Evan Weiss (Yes, there’s that name again) has a side project with Mike Kinsella from Cap’n Jazz/American Football/Owen. They put out two EPs this year and they are worth your time if you like any of the bands these guys are involved with.

Killswitch Engage, “In Due Time”
At this point in their career, KSE seems to recycle riffs from their earlier albums. Reunited with their original singer Jesse Leach, the band made a much better record than their previous one. This tune might crib a lot from “Rose of Sharyn,” but Leach’s delivery and lyrics are most exceptional.

Coheed and Cambria, “Dark Side of Me”
Coheed and Cambria released the second half of their Afterman series in 2013 and this was its lead single. A slow, somber number with one hell of a great chorus.

Low, “Just Make It Stop”
I know a lot of people who love Low. I enjoy them to an extent but I can’t really bring myself to listen to one of their records repeatedly. However, a song like “Just Make It Stop” is something I can listen to over and over again this year.

Editors, “A Ton of Love”
Bouncing back from an unfortunate detour with synth-rock, Editors continues to grow and make satisfying music. With understandable comparisons to Echo & the Bunnymen and the Psychedelic Furs on “A Ton of Love,” I quite enjoyed this more than any other tune on the album it came with.

Balance and Composure, “Reflection”
I’m not going to lie: I saw Balance and Composure earlier this year and found them dull and boring. I was at the show to see the mighty Jealous Sound, so I wasn’t in the mood for the pretty-boy dreary sludge of B&C. Yet when a friend posted this tune on my Facebook wall asking for my opinion, I was struck by how good it was, even it sounded a lot (and I mean, a lot) like Cave-In circa Jupiter.

Marquis Toliver, “Control”
Jenny and I wake up to NPR every morning. More often than not, if they have a musical guest on, it’s somebody up my alley. Marquis Toliver has a very interesting story of being a classically-trained violinist with a pop R&B sound. Strings are all over his record and its lead single is a great stepping off point.

Stagnant Pools, “Dead Sailors”
The National might be cooler to praise openly, but I find the longer I listen to them, the more I feel drained by them.

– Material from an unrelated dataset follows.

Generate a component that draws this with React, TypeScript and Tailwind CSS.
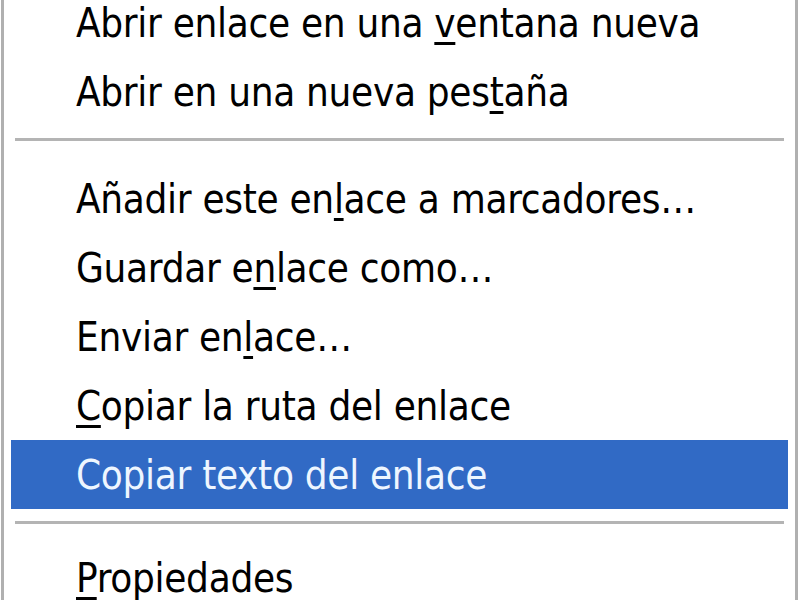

Stagnant Pools has a similar dour drone, but on a bracing song like “Dead Sailors,” I can get a lot of mileage out of them.

Best shows

Ken Stringfellow, Club Dada, March 8th  
There’s some great mojo about Club Dada. The most fun I’ve ever had playing a show was there (a thrown-together band doing Rolling Stones covers), the best show I saw last year was there (Converge/Torche), and now I can add this. I’ve appreciated Ken’s solo work over the years, but his stuff with the Posies is always worth revisiting. Playing to ten people without a microphone, he played his heart out, sang his voice off, and pounded on his keyboard and guitar. Just a powerful show as a whole, and one where I could talk to Ken before and after it like a normal human being.

Ash, House of Blues Cambridge Room, March 10th  
Seeing Ash play to 40 people in Dallas was a whole lot easier than seeing them at a festival in England. With a great career-spanning set opening for the View, I was over the moon to finally see this great band. And I truly hope to see them again when they come back to Dallas in February. 

Blake Schwarzenbach, Three Links, June 18th
I don’t know what the deal was, but there was something moving about seeing frontmen from bands I love play solo shows. Blake played a lot of great new material from his .forgetters project yet also played Jawbreaker’s “Chemistry.” And as much as people want to paint him as this mythic figure, I found him to be a very charming, down-to-earth guy who’s incredibly well-read and sharply funny.